The PE Format as an Analysis Target
The Windows PE format is more structured than many people expect. At the outermost layer is the DOS MZ header, kept for historical compatibility, followed by the PE signature and the COFF header. What matters for static analysis is the optional header’s data directory, a fixed-size table of pointers to structures like the import descriptor table, export table, base relocation table, exception directory, and TLS directory.
The import descriptor table is particularly useful. Each entry names a DLL and points to two parallel arrays: the Import Lookup Table (ILT), which names the imported symbols, and the Import Address Table (IAT), which the loader fills with resolved function pointers at load time. A static emulator can walk the ILT during analysis and synthesize IAT entries that point to its own stub implementations, without any runtime loader involvement.
This is cleaner than Wine’s approach. Wine implements a full Windows loader in ntdll.dll.so, which maps PE sections, processes relocations, and resolves imports using Wine’s reimplemented DLL set. That loader runs every time an application starts.

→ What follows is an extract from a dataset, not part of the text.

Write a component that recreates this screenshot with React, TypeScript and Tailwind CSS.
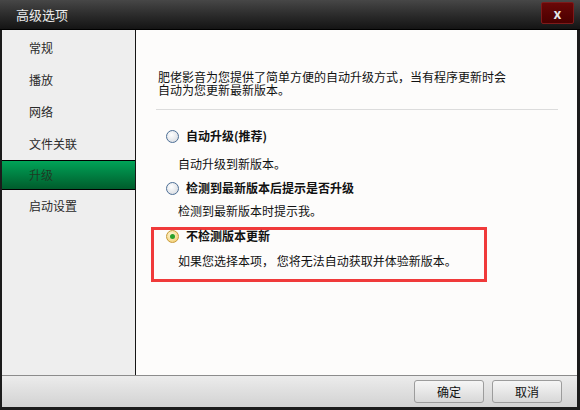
const font = "font-['SimSun','Noto_Sans_CJK_SC',sans-serif]";

const navItems = ['常规', '播放', '网络', '文件关联', '升级', '启动设置'];

function Radio({ checked }: { checked?: boolean }) {
  if (checked) {
    return (
      <span className="flex h-[13px] w-[13px] shrink-0 items-center justify-center rounded-full border border-[#c89a3a] bg-[radial-gradient(circle_at_40%_35%,#fff7d8,#f0c860)]">
        <span className="h-[5px] w-[5px] rounded-full bg-[#2aa02a]" />
      </span>
    );
  }
  return (
    <span className="h-[13px] w-[13px] shrink-0 rounded-full border border-[#4d6f96] bg-[radial-gradient(circle_at_40%_35%,#ffffff,#d2d6dc)]" />
  );
}

function OptionLabel({ checked, children }: { checked?: boolean; children: React.ReactNode }) {
  return (
    <div className="flex h-[12px] items-center gap-[7px]">
      <Radio checked={checked} />
      <span className="text-[12px] font-bold leading-[12px] text-[#111]">{children}</span>
    </div>
  );
}

export default function App() {
  return (
    <div className={`flex h-[410px] w-[580px] flex-col bg-[#1b1b1b] ${font}`}>
      {/* title bar */}
      <div className="flex h-[30px] shrink-0 items-center justify-between border-b border-black bg-gradient-to-b from-[#474747] to-[#141414] pl-[16px] pr-[6px]">
        <span className="text-[13px] text-[#ececec]">高级选项</span>
        <button className="mb-[3px] flex h-[22px] w-[33px] items-center justify-center rounded-[2px] border border-[#7e1a1a] bg-gradient-to-b from-[#6a0808] to-[#4a0000] text-[14px] font-bold text-[#e6e6e6]">
          x
        </button>
      </div>

      <div className="ml-[2px] mr-[3px] mb-[3px] flex flex-1 flex-col">
        <div className="flex flex-1">
          {/* sidebar */}
          <div className="w-[134px] shrink-0 border-r border-[#161616] bg-[#eeeeee] pt-[2px]">
            {navItems.map((item) =>
              item === '升级' ? (
                <div
                  key={item}
                  className="flex h-[30px] items-center border-y border-black bg-gradient-to-b from-[#00a458] to-[#005c2c] pl-[27px] text-[12px] text-[#1e3a24]"
                >
                  {item}
                </div>
              ) : (
                <div key={item} className="flex h-[32px] items-center pl-[27px] text-[12px] text-[#2a2a2a]">
                  {item}
                </div>
              ),
            )}
          </div>

          {/* content */}
          <div className="flex flex-1 flex-col items-start bg-[#fdfcfb] pl-[15px] pt-[40px]">
            <p className="ml-[7px] text-[12px] leading-[13px] text-[#111]">
              肥佬影音为您提供了简单方便的自动升级方式，当有程序更新时会
              <br />
              自动为您更新最新版本。
            </p>
            <div className="ml-[5px] mt-[13px] h-px w-[402px] bg-[#dcdcdc]" />

            <div className="ml-[15px] mt-[20px]">
              <OptionLabel>自动升级(推荐)</OptionLabel>
            </div>
            <p className="ml-[27px] mt-[15px] text-[12px] leading-[14px] text-[#111]">自动升级到新版本。</p>

            <div className="ml-[15px] mt-[11px]">
              <OptionLabel>检测到最新版本后提示是否升级</OptionLabel>
            </div>
            <p className="ml-[27px] mt-[10px] text-[12px] leading-[14px] text-[#111]">检测到最新版本时提示我。</p>

            <div className="mt-[9px] w-[336px] border-[3px] border-[#f03a3a] pb-[11px] pl-[12px]">
              <OptionLabel checked>不检测版本更新</OptionLabel>
              <div className="mt-[12px] flex">
                <span className="w-[12px] shrink-0" />
                <span className="text-[12px] leading-[14px] text-[#111]">
                  如果您选择本项， 您将无法自动获取并体验新版本。
                </span>
              </div>
            </div>
          </div>
        </div>

        {/* footer */}
        <div className="flex h-[32px] shrink-0 items-center justify-end gap-[8px] border-t border-[#8c8c8c] bg-gradient-to-b from-[#ececec] to-[#d2d2d2] pr-[15px]">
          <button className="h-[23px] w-[70px] rounded-[3px] border border-[#9c9c9c] bg-gradient-to-b from-[#f6f6f6] to-[#d8d8d8] text-[12px] text-[#111]">
            确定
          </button>
          <button className="h-[23px] w-[70px] rounded-[3px] border border-[#9c9c9c] bg-gradient-to-b from-[#f6f6f6] to-[#d8d8d8] text-[12px] text-[#111]">
            取消
          </button>
        </div>
      </div>
    </div>
  );
}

A static translator does equivalent work once and bakes the results in.
Where Static Analysis Hits Its Limits
The hard problems are self-modifying code, indirect control flow, and anything that conflates code with data. x86 has no mandatory alignment, instructions are variable-length, and nothing prevents a program from writing bytes into a code page and jumping into them. A static pass cannot follow that.

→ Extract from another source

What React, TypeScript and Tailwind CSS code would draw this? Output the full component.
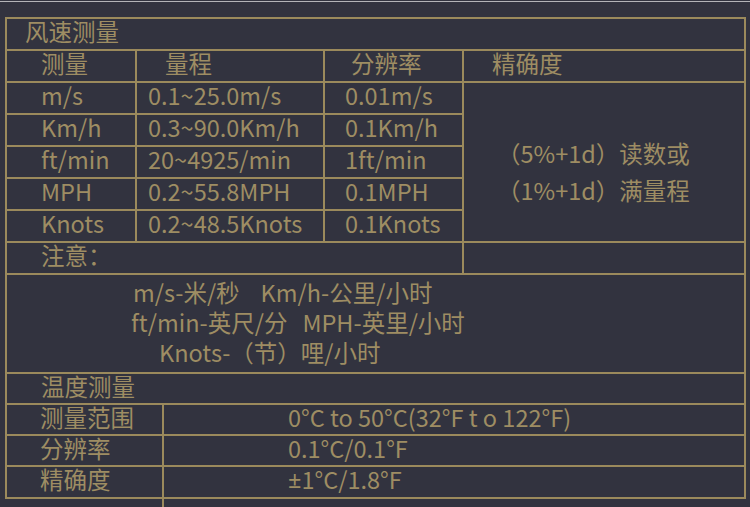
import React from 'react';

const windRows = [
  { unit: 'm/s', range: '0.1~25.0m/s', res: '0.01m/s' },
  { unit: 'Km/h', range: '0.3~90.0Km/h', res: '0.1Km/h' },
  { unit: 'ft/min', range: '20~4925/min', res: '1ft/min' },
  { unit: 'MPH', range: '0.2~55.8MPH', res: '0.1MPH' },
  { unit: 'Knots', range: '0.2~48.5Knots', res: '0.1Knots' },
];

const tempRows = [
  { label: '测量范围', value: '0°C to 50°C(32°F t o 122°F)', h: 'h-[31px]' },
  { label: '分辨率', value: '0.1°C/0.1°F', h: 'h-[31px]' },
  { label: '精确度', value: '±1°C/1.8°F', h: 'h-[30px]' },
];

export default function App() {
  return (
    <div
      className="w-[750px] h-[507px] overflow-hidden bg-[#32333f] text-[#9e8d63] text-[23.5px]"
      style={{ fontFamily: '"Noto Sans CJK SC", "Noto Sans", sans-serif' }}
    >
      <div className="h-px" />
      <div className="h-px bg-[#b4b4b8]" />
      <div className="h-[15px]" />

      {/* spec table */}
      <div className="ml-[5px] w-[741px] border-2 border-[#9b8a5c]">
        {/* wind title */}
        <div className="h-[32px] flex items-center pb-[4px] pl-[18px] border-b-2 border-[#9b8a5c]">风速测量</div>

        <div className="flex border-b-2 border-[#9b8a5c]">
          {/* left: columns 1-3 */}
          <div className="w-[457px] border-r-2 border-[#9b8a5c]">
            <div className="h-[32px] flex border-b-2 border-[#9b8a5c]">
              <div className="w-[130px] flex items-center pb-[4px] pl-[34px] border-r-2 border-[#9b8a5c]">测量</div>
              <div className="w-[188px] flex items-center pb-[4px] pl-[28px] border-r-2 border-[#9b8a5c]">量程</div>
              <div className="flex-1 flex items-center pb-[4px] pl-[26px]">分辨率</div>
            </div>
            {windRows.map((r) => (
              <div key={r.unit} className="h-[32px] flex border-b-2 border-[#9b8a5c]">
                <div className="w-[130px] flex items-center pb-[4px] pl-[34px] border-r-2 border-[#9b8a5c]">{r.unit}</div>
                <div className="w-[188px] flex items-center pb-[4px] pl-[11px] border-r-2 border-[#9b8a5c]">{r.range}</div>
                <div className="flex-1 flex items-center pb-[4px] pl-[20px]">{r.res}</div>
              </div>
            ))}
            <div className="h-[30px] flex items-center pb-[4px] pl-[34px]">注意：</div>
          </div>

          {/* right: accuracy */}
          <div className="flex-1">
            <div className="h-[32px] flex items-center pb-[4px] pl-[28px] border-b-2 border-[#9b8a5c]">精确度</div>
            <div className="h-[160px] pl-[33px] pt-[52px] leading-[37px] border-b-2 border-[#9b8a5c]">
              <div>（5%+1d）读数或</div>
              <div>（1%+1d）满量程</div>
            </div>
          </div>
        </div>

        {/* notes */}
        <div className="h-[99px] pt-[2px] border-b-2 border-[#9b8a5c]">
          <div className="h-[30px] leading-[30px] pl-[126px] flex">
            <span>m/s-米/秒</span>
            <span className="ml-[21px]">Km/h-公里/小时</span>
          </div>
          <div className="h-[30px] leading-[30px] pl-[124px] flex">
            <span>ft/min-英尺/分</span>
            <span className="ml-[15px]">MPH-英里/小时</span>
          </div>
          <div className="h-[30px] leading-[30px] pl-[152px] flex">
            <span>Knots-（节）哩/小时</span>
          </div>
        </div>

        {/* temperature */}
        <div className="h-[31px] flex items-center pb-[4px] pl-[34px] border-b-2 border-[#9b8a5c]">温度测量</div>
        {tempRows.map((r, i) => (
          <div
            key={r.label}
            className={`${r.h} flex ${i < tempRows.length - 1 ? 'border-b-2 border-[#9b8a5c]' : ''}`}
          >
            <div className="w-[157px] flex items-center pb-[4px] pl-[33px] border-r-2 border-[#9b8a5c]">{r.label}</div>
            <div className="flex-1 flex items-center pb-[4px] pl-[124px]">
              {r.value.startsWith('±') ? (
                <>
                  <span className="font-['Noto_Sans']">±</span>
                  {r.value.slice(1)}
                </>
              ) : (
                r.value
              )}
            </div>
          </div>
        ))}
      </div>

      {/* next row, cut off */}
      <div className="ml-[162px] h-[20px] border-l-2 border-[#9b8a5c]" />
    </div>
  );
}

Windows exception handling compounds this on x64. Structured Exception Handling on 32-bit Windows used a linked list threaded through the stack via FS:[0], which a static tool can track fairly mechanically. On 64-bit Windows, exception dispatch is table-driven: the runtime walks .pdata to find RUNTIME_FUNCTION entries, follows UNWIND_INFO structures to understand each function’s frame layout, and invokes registered handlers. A static emulator that changes function layouts or addresses has to update all of this or synthesize equivalent structures for the target platform’s unwinder.
Thread Local Storage adds another wrinkle. Windows TLS uses a directory in the PE image pointing to callbacks that fire on thread creation and destruction, plus an index into the process’s TLS slot array maintained by the OS. Emulating TLS correctly means either preserving the Windows slot model or rewriting all TLS accesses during translation.

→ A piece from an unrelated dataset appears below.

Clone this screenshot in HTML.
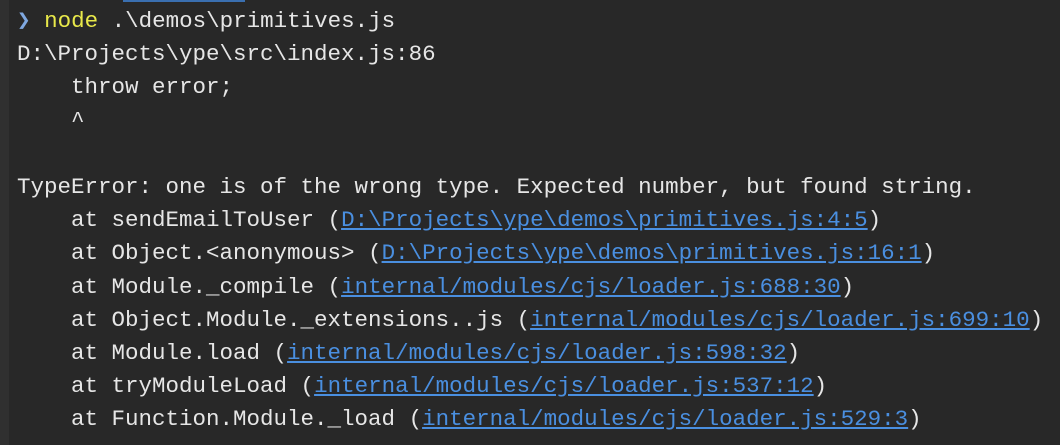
<!DOCTYPE html>
<html><head><style>
html,body{margin:0;padding:0;width:1060px;height:445px;overflow:hidden;background:#282828;}
.strip{position:absolute;left:0;top:0;width:9px;height:445px;background:#303030;}
.topline{position:absolute;left:123px;top:0;width:122px;height:2px;background:#3a6fb0;}
pre{position:absolute;left:17px;top:5px;margin:0;font-family:"Liberation Mono","DejaVu Sans Mono",monospace;font-size:22.5px;line-height:33.2px;color:#e6e6e6;}
.y{color:#e8e84a}.p{color:#7fa8e0}
a{color:#4a8fe0;text-decoration:underline;}
</style></head><body>
<div class="strip"></div><div class="topline"></div>
<pre><span class="p">❯</span> <span class="y">node</span> .\demos\primitives.js
D:\Projects\ype\src\index.js:86
    throw error;
    ^

TypeError: one is of the wrong type. Expected number, but found string.
    at sendEmailToUser (<a>D:\Projects\ype\demos\primitives.js:4:5</a>)
    at Object.&lt;anonymous&gt; (<a>D:\Projects\ype\demos\primitives.js:16:1</a>)
    at Module._compile (<a>internal/modules/cjs/loader.js:688:30</a>)
    at Object.Module._extensions..js (<a>internal/modules/cjs/loader.js:699:10</a>)
    at Module.load (<a>internal/modules/cjs/loader.js:598:32</a>)
    at tryModuleLoad (<a>internal/modules/cjs/loader.js:537:12</a>)
    at Function.Module._load (<a>internal/modules/cjs/loader.js:529:3</a>)</pre>
</body></html>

COM and window message dispatch are in a different category entirely: they involve runtime-registered objects, late binding through vtables populated at runtime, and message loops that block waiting for external events. Static analysis can identify vtable layouts and COM interface pointer patterns, but cannot fully resolve what concrete implementations will be registered at runtime.
The Advantage Worth Having
Despite those limitations, the things static analysis handles well are exactly the things that cause the most friction in dynamic approaches.
Wine’s main operational cost is that every Win32 API call crosses a translation boundary. CreateFile becomes a thunk through Wine’s kernel32.dll.so, which calls into ntdll.dll.so, which translates the call to a Linux open(2) or openat(2). For an application making thousands of small API calls per frame, that overhead accumulates. A static approach that identifies CreateFile imports at translation time can inline a direct call to the POSIX equivalent, eliminating the indirection entirely.
Security analysis is another domain where static wins. Wine has to run the binary to observe its behavior; a static emulator can extract the full import graph, identify which Win32 subsystems the application touches, and flag suspicious patterns before execution. Malware analysis tools like Cutter and Ghidra already do this kind of static PE analysis, though they stop short of full emulation.
Comparison with x86 Lifting Projects
McSema, RetDec, and the LLVM-based llvm-mctoll all attempt to lift x86 binaries to LLVM IR, from which you can target any LLVM backend. The approach works for straight-line code with recoverable control flow graphs. The failure modes are the same as Theseus faces: indirect jumps through computed addresses, overlapping instructions, and code that is also data.
What distinguishes a Windows-specific static emulator from general binary lifting is the OS knowledge layer. Knowing that a binary imports VirtualAlloc means the emulator can model heap semantics rather than treating the call as an opaque side effect. Knowing that CreateThread imports appear means the translation must handle the thread-startup TLS callbacks and get the calling convention right for the thread function pointer. That domain knowledge turns what would be a partially-lifted binary into something that can actually run.
What Theseus Represents
The project sits in an interesting position. Full dynamic compatibility, the Wine approach, handles the widest range of applications but carries permanent runtime overhead and requires ongoing maintenance as Windows evolves. Full static translation handles a narrower range but can produce cleaner, faster output for the applications it does handle.
The name is fitting in a quiet way. The Ship of Theseus replaces every plank until nothing original remains, yet the ship keeps sailing. A static Windows emulator does something similar to a PE binary: it takes apart the Windows-specific structure, replaces each piece with an equivalent from the target platform, and produces something that runs without needing Windows at all. Whether the result is still “the same program” is a question for philosophers. Whether it runs correctly is a question for the test suite.